Midway explores the Pacific Theater in the aftermath of Pearl Harbor, but it’s different from many American films about World War II in one important respect. The movie delves into both sides of the decisive naval battle, and it treats Japanese soldiers with respect as well as American ones. Darren Criss and Keean Johnson, who play Lieutenant Commander Lindsey and James Murray, spoke with Screen Rant about the lives of their characters and the many forms of courage showcased in the story.
First of all, guys, amazing job on this film. It was brilliant; visually stunning, too. It was everything that you can do in a World War II movie in this modern era of technology. But let’s start with Murray: I want to talk about how his relationship is with Best and how that evolved throughout the course the film.
Keean Johnson: Yeah. Murray is a young man – not specified age, but young. Probably too young to be out there serving. And he's with Dick Best, who's this kind of hothead that seems as though he doesn't really care about life or death.
So, you kind of have this juxtaposition of these two guys. One’s the big courage, has all this courage, and the other one is meek and almost not sure whether he wants to be there. I think that there is a lot of fun moments and interesting moments to play of a soldier who's really scared – and playing on the reality of what I'm sure a lot of young men were going through during that time.
And Lindsey, I like to think that he's a smarter version of Best in a way. He's more logical in his way of thinking. Can you talk to me about the rivalry between Best and Lindsay?
Darren Criss: Well, the thing that I like about this film is how courage and heroism is displayed in many different manners. There's no right or correct way to be your own hero and service the things that you believe in the best.

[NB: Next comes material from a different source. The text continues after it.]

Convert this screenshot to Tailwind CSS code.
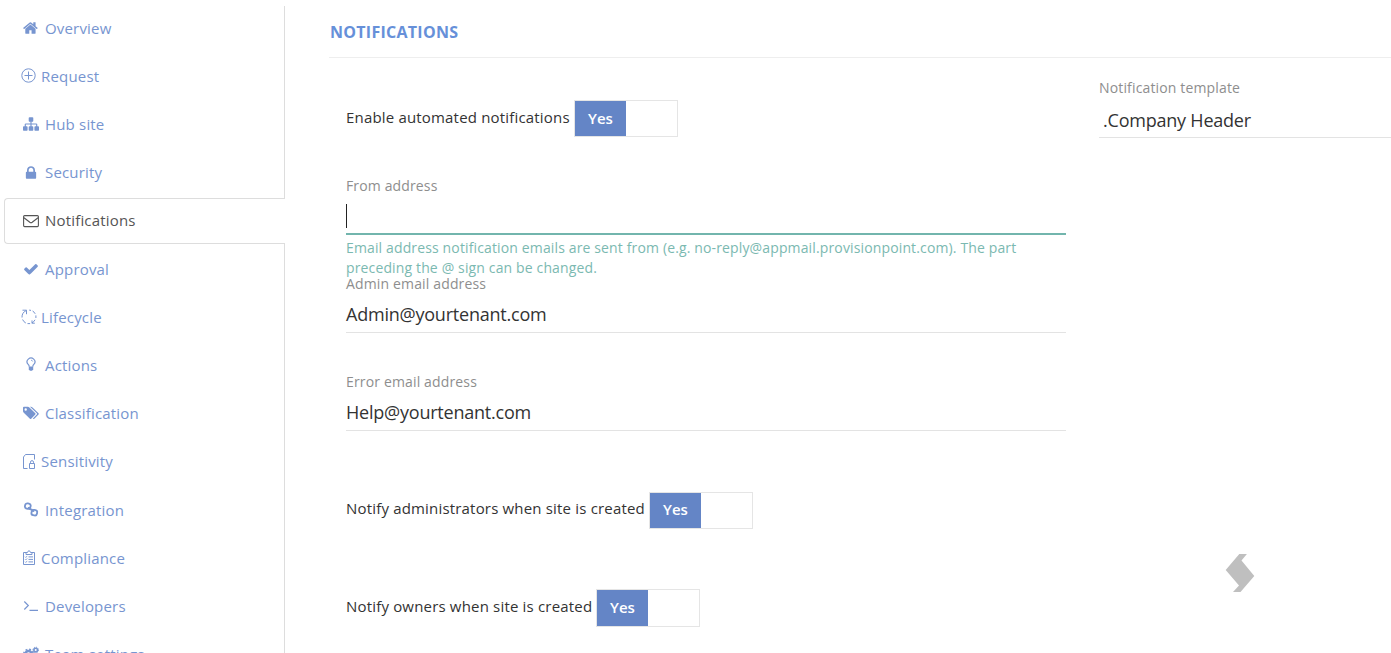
<!DOCTYPE html>
<html lang="en">
<head>
    <meta charset="UTF-8">
    <meta name="viewport" content="width=device-width, initial-scale=1.0">
    <title>Notifications</title>
    <script src="https://cdn.jsdelivr.net/npm/@tailwindcss/browser@4"></script>
</head>
<body class="bg-white h-screen overflow-hidden flex items-start font-['Open_Sans',sans-serif] text-[15px] tracking-[0.18px] text-[#333]">
    <!-- Side tabs -->
    <nav class="w-[281px] h-[647px] ml-1 mt-[6px] shrink-0 border-r border-[#ddd] text-[#7795d0]">
        <a class="flex items-center h-[46px] mb-[2.2px] -mt-[1.05px] pl-[19px]">
            <svg class="w-4 h-4 mr-1.5" viewBox="0 0 1792 1792" fill="currentColor"><path d="M1408 992v480q0 26-19 45t-45 19h-384v-384h-256v384h-384q-26 0-45-19t-19-45v-480q0-1 .5-3t.5-3l575-474 575 474q1 2 1 6zm223-69l-62 74q-8 9-21 11h-3q-13 0-21-7l-692-577-692 577q-12 8-24 7-13-2-21-11l-62-74q-8-10-7-23.5t11-21.5l719-599q32-26 76-26t76 26l244 204v-195q0-14 9-23t23-9h192q14 0 23 9t9 23v408l219 182q10 8 11 21.5t-7 23.5z"/></svg>
            <span>Overview</span>
        </a>
        <a class="flex items-center h-[46px] mb-[2.2px] pl-[17px]">
            <svg class="w-4 h-4 mr-1" viewBox="0 0 16 16" fill="none" stroke="currentColor"><circle cx="7.5" cy="7.5" r="6.7"/><path d="M7.5 3.5v8M3.5 7.5h8"/></svg>
            <span>Request</span>
        </a>
        <a class="flex items-center h-[46px] mb-[2.2px] pl-[19px]">
            <svg class="w-4 h-4 mr-1.5" viewBox="0 0 1792 1792" fill="currentColor"><path d="M1792 1248v320q0 40-28 68t-68 28h-320q-40 0-68-28t-28-68v-320q0-40 28-68t68-28h96v-192h-512v192h96q40 0 68 28t28 68v320q0 40-28 68t-68 28h-320q-40 0-68-28t-28-68v-320q0-40 28-68t68-28h96v-192h-512v192h96q40 0 68 28t28 68v320q0 40-28 68t-68 28h-320q-40 0-68-28t-28-68v-320q0-40 28-68t68-28h96v-192q0-52 38-90t90-38h512v-192h-96q-40 0-68-28t-28-68v-320q0-40 28-68t68-28h320q40 0 68 28t28 68v320q0 40-28 68t-68 28h-96v192h512q52 0 90 38t38 90v192h96q40 0 68 28t28 68z"/></svg>
            <span>Hub site</span>
        </a>
        <a class="flex items-center h-[46px] mb-[2.2px] pl-[19px]">
            <svg class="w-4 h-4 mr-1.5" viewBox="0 0 1792 1792" fill="currentColor"><path d="M640 768h512v-192q0-106-75-181t-181-75-181 75-75 181v192zm832 96v576q0 40-28 68t-68 28h-960q-40 0-68-28t-28-68v-576q0-40 28-68t68-28h32v-192q0-184 132-316t316-132 316 132 132 316v192h32q40 0 68 28t28 68z"/></svg>
            <span>Security</span>
        </a>
        <a class="flex items-center h-[46px] mb-[2.2px] -mr-px pl-[18px] bg-white border border-r-0 border-[#ddd] rounded-l text-[#555]">
            <svg class="w-4 h-4 mr-1.5" viewBox="0 0 16 16" fill="none" stroke="currentColor" stroke-width="1.1"><rect x=".6" y="2.6" width="14.8" height="11" rx="1"/><path d="M1 4.7l5.8 4.6q1.2.9 2.4 0L15 4.7"/></svg>
            <span>Notifications</span>
        </a>
        <a class="flex items-center h-[46px] mb-[2.2px] pl-[19px]">
            <svg class="w-4 h-4 mr-1.5" viewBox="0 0 1792 1792" fill="currentColor"><path d="M1671 566q0 40-28 68l-724 724-136 136q-28 28-68 28t-68-28l-136-136-362-362q-28-28-28-68t28-68l136-136q28-28 68-28t68 28l294 295 656-657q28-28 68-28t68 28l136 136q28 28 28 68z"/></svg>
            <span>Approval</span>
        </a>
        <a class="flex items-center h-[46px] mb-[2.2px] pl-[17px]">
            <svg class="w-4 h-4 mr-1" viewBox="0 0 16 16" fill="none" stroke="currentColor"><path d="M1.5 1.2h4v4M5.3 1.5Q.8 3.5 1 8.5M1.6 10.5q1 2.4 3.2 3.5M6.5 14.6h2.6M10.8 14q2.3-1.2 3.2-3.2M11 11.4v2.8h2.8M14.9 9V6.4M14.2 4.8q-.9-1.8-2.6-2.8M10 1.4L8.2 1.1"/></svg>
            <span>Lifecycle</span>
        </a>
        <a class="flex items-center h-[46px] mb-[2.2px] pl-[19px]">
            <svg class="w-4 h-4 mr-1.5" viewBox="0 0 16 16" fill="none" stroke="currentColor" stroke-width="1.2"><path d="M6.3 9.6Q6.1 8.3 5 7.2A3.9 3.7 0 1 1 11 7.2Q9.9 8.3 9.7 9.6"/><path d="M8 3.2q1.5.1 1.7 1.3" stroke-width=".8"/><path d="M5.8 9.4h4.4v3L9 13.7H7l-1.2-1.3z" fill="currentColor" stroke="none"/></svg>
            <span>Actions</span>
        </a>
        <a class="flex items-center h-[46px] mb-[2.2px] pl-[19px]">
            <svg class="w-4 h-4 mr-1.5" viewBox="0 0 16 16" fill="currentColor"><path fill-rule="evenodd" d="M0 2.8Q0 1.8 1 1.8h3.8q.9 0 1.6.7l5.9 5.8q.6.6 0 1.2l-4.1 4.2q-.7.6-1.3 0L.8 7.8Q0 7 0 6zM2.7 3.3a1.2 1.2 0 1 0 0 2.4 1.2 1.2 0 0 0 0-2.4z"/><path d="M7 1.8h.9q.9 0 1.6.7l6 5.8q.6.6 0 1.2l-4.2 4.2q-.8.6-1.4-.1l3.9-4q.6-.7 0-1.3z"/></svg>
            <span>Classification</span>
        </a>
        <a class="flex items-center h-[46px] mb-[2.2px] pl-[17px]">
            <svg class="w-4 h-4 mr-1" viewBox="0 0 16 16" fill="none" stroke="currentColor"><path d="M6.5 14.5h-4V3l2-2.5h9v5M8.5 9.5h5v5h-5zM9.5 9.3V8.2a1.5 1.6 0 0 1 3 0v1.1"/></svg>
            <span>Sensitivity</span>
        </a>
        <a class="flex items-center h-[46px] mb-[2.2px] pt-[0.4px] pl-[19px]">
            <svg class="w-4 h-4 mr-1.5" viewBox="0 0 16 16" fill="none" stroke="currentColor" stroke-width="1.8"><rect x="2" y="1.4" width="5.6" height="5.4" rx="2.2" transform="rotate(12 4.8 4.1)"/><rect x="8.5" y="8" width="5.6" height="5.4" rx="2.2" transform="rotate(12 11.3 10.7)"/><path d="M5.6 5q.8 2.2 2.5 2.4t2.5 2.4" stroke-width="2"/></svg>
            <span>Integration</span>
        </a>
        <a class="flex items-center h-[46px] mb-[2.2px] pl-[17px]">
            <svg class="w-4 h-4 mr-1" viewBox="0 0 16 16" fill="none" stroke="currentColor"><path d="M5 2.5H2.5v12h11v-12H11M5 4.5v-2h1.5Q6.8.8 8 .8t1.5 1.7H11v2zM7.5 6.9H12M7.5 9.4H12M7.5 11.9H12"/><path d="M4 6.7l.8.8 1.4-1.6M4 9.2l.8.8 1.4-1.6M4 11.7l.8.8 1.4-1.6" stroke-width=".8"/></svg>
            <span>Compliance</span>
        </a>
        <a class="flex items-center h-[46px] mb-[2.2px] pl-[19px]">
            <svg class="w-4 h-4 mr-1.5" viewBox="0 0 16 16" fill="none" stroke="currentColor" stroke-width="1.2"><path d="M1.3 3.5l4 4-4 4M6.5 12.4H15"/></svg>
            <span>Developers</span>
        </a>
        <a class="flex items-center h-[46px] pl-[19px]">
            <svg class="w-4 h-4 mr-1.5" viewBox="0 0 16 16" fill="none" stroke="currentColor"><circle cx="5.5" cy="8" r="3" stroke-width="2.6"/><circle cx="5.5" cy="8" r="4.7" stroke-width="1.6" stroke-dasharray="1.9 1.8"/><circle cx="12.7" cy="4" r="1.8" stroke-width="1.6"/><circle cx="12.7" cy="4" r="2.8" stroke-width="1" stroke-dasharray="1.2 1"/><circle cx="12.7" cy="12" r="1.8" stroke-width="1.6"/></svg>
            <span>Team settings</span>
        </a>
    </nav>

    <main class="flex-1 ml-11">
        <h1 class="h-[58px] pt-5 pl-px border-b border-[#eee] text-base leading-6 font-bold tracking-[0.27px] text-[#6690d9]">NOTIFICATIONS</h1>

        <div class="flex pl-[17px] pt-5">
            <div class="w-[720px] shrink-0">
                <div class="h-[98px] pt-[22px] flex items-start">
                    <label class="w-[228px] leading-[35px]">Enable automated notifications</label>
                    <div class="w-[104px] h-[37px] border border-[#e5e5e5]"><div class="w-[51px] h-full bg-[#6485c6] text-white font-semibold tracking-normal text-center leading-[34px]">Yes</div></div>
                </div>

                <div class="h-[98px] text-sm leading-5 tracking-[0.137px]">
                    <label class="block text-[#8e8e8e]">From address</label>
                    <div class="h-[39px] pt-2 border-b-2 border-[#72b5ad]"><div class="w-px h-6 bg-[#222]"></div></div>
                    <p class="pt-[3px] text-[#7bb9b1]">Email address notification emails are sent from (e.g. no-reply@appmail.provisionpoint.com). The part<br>preceding the @ sign can be changed.</p>
                </div>

                <div class="h-[98px]">
                    <label class="block text-sm leading-5 tracking-[0.15px] text-[#8e8e8e]">Admin email address</label>
                    <div class="h-[39px] pt-2 border-b border-[#e3e3e3] text-lg leading-6 tracking-[-0.22px]">Admin@yourtenant.com</div>
                </div>

                <div class="h-[98px]">
                    <label class="block text-sm leading-5 tracking-[0.15px] text-[#8e8e8e]">Error email address</label>
                    <div class="h-[39px] pt-2 border-b border-[#e3e3e3] text-lg leading-6 tracking-[-0.22px]">Help@yourtenant.com</div>
                </div>

                <div class="h-[97px] pt-[22px] flex items-start">
                    <label class="w-[303px] leading-[33px]">Notify administrators when site is created</label>
                    <div class="w-[104px] h-[37px] border border-[#e5e5e5]"><div class="w-[51px] h-full bg-[#6485c6] text-white font-semibold tracking-normal text-center leading-[33px]">Yes</div></div>
                </div>

                <div class="h-[60px] pt-[22px] flex items-start">
                    <label class="w-[250px] leading-[35px]">Notify owners when site is created</label>
                    <div class="w-[104px] h-[38px] border border-[#e5e5e5]"><div class="w-[51px] h-full bg-[#6485c6] text-white font-semibold tracking-normal text-center leading-[34px]">Yes</div></div>
                </div>
            </div>

            <div class="flex-1 ml-[33px]">
                <label class="block text-sm leading-5 tracking-[0.15px] text-[#8e8e8e]">Notification template</label>
                <div class="h-10 pt-[10px] pl-1 border-b border-[#e3e3e3] text-lg leading-6 tracking-[-0.22px]">.Company Header</div>
            </div>
        </div>
    </main>

    <!-- Floating logo mark -->
    <svg class="absolute left-[1225px] top-[554px] w-[30px] h-[38px]" viewBox="0 0 30 38" fill="#bfbfbf"><path d="M14.3 0h7.6L16.5 6.5 29.3 22 15.5 38H8l6-6.5L.7 16z"/></svg>
</body>
</html>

War is absolute chaos. And so, in the case of Keean's character, just rising to the occasion; that's its own courage. Even though there's a danger in the lack of his own caring about his immortality, Dick Best, that is its own courage to inspire other people.
And so, I think, Lieutenant Commander Lindsey’s courage is kind of sticking to the book and being logical about these things. How many lives can we save? How can we be most effective in the tried and true way of things? How can that help people? Which is sort of dimensionally opposed to how Dick Best acts, at least in the context of this story.
But those are two very courageous and heroic ways of thinking that might come to blows, and I think it's nice that throughout the course of the film they kind of recognize that in each other. At the end of the day, they're both there for the same reason and they just have different methods of accomplishing it.
We've seen World War II films throughout history. Why is it important for the contemporary modern-day society to see films that are historically based on things from our past?
Darren Criss: Well, this is a World War II movie and it specifically focuses on the Pacific Theater, in particular the American and Japanese front. But make no mistake, this is world history. This is a world story. If the Battle of Midway had gone differently, the entire Northwest if not the West Coast of the United States would be speaking a different language. The world would be a very alternate place, and that would have affected the rest of the world.
So, when you have war stories, they’re international tales. Because, you know, courage really has no nationality. Overcoming odds is a universal tale. When we watch Greek tragedies or Shakespearean plays, the plights of the Romans and people around the world, we don't go, “Oh, well, I'm not Roman. I don't understand what that is.” We know what it's like to be up against something and what it is to root for people that are subscribing themselves to things that are bigger than themselves.
Keean Johnson: And it's also great to play both sides of the story. Many years ago, it probably would have been a little bit more biased. And I think that it was incredible to have both sides to show. Honestly, some of the most emotional moments were with the Japanese crew.
Darren Criss: I completely agree.
Keean Johnson: The sacrifice, that is true courage that is built into them over the years because of their culture. How they're willing to sacrifice, even after they've lost, sacrifice themselves for a point. For that sense of honor.
Darren Criss: It's a very moving thing. And I like how you show two sides that are equally brilliant and doing their best given crazy circumstances. What does that say about, not necessarily a country, but a human being? I think it speaks very well of both.
Well, you guys did a great job. I can't wait for everyone to see this movie. And great point about seeing both sides; this is a smart way of doing that.
Darren Criss: It's very respectful and inspiring.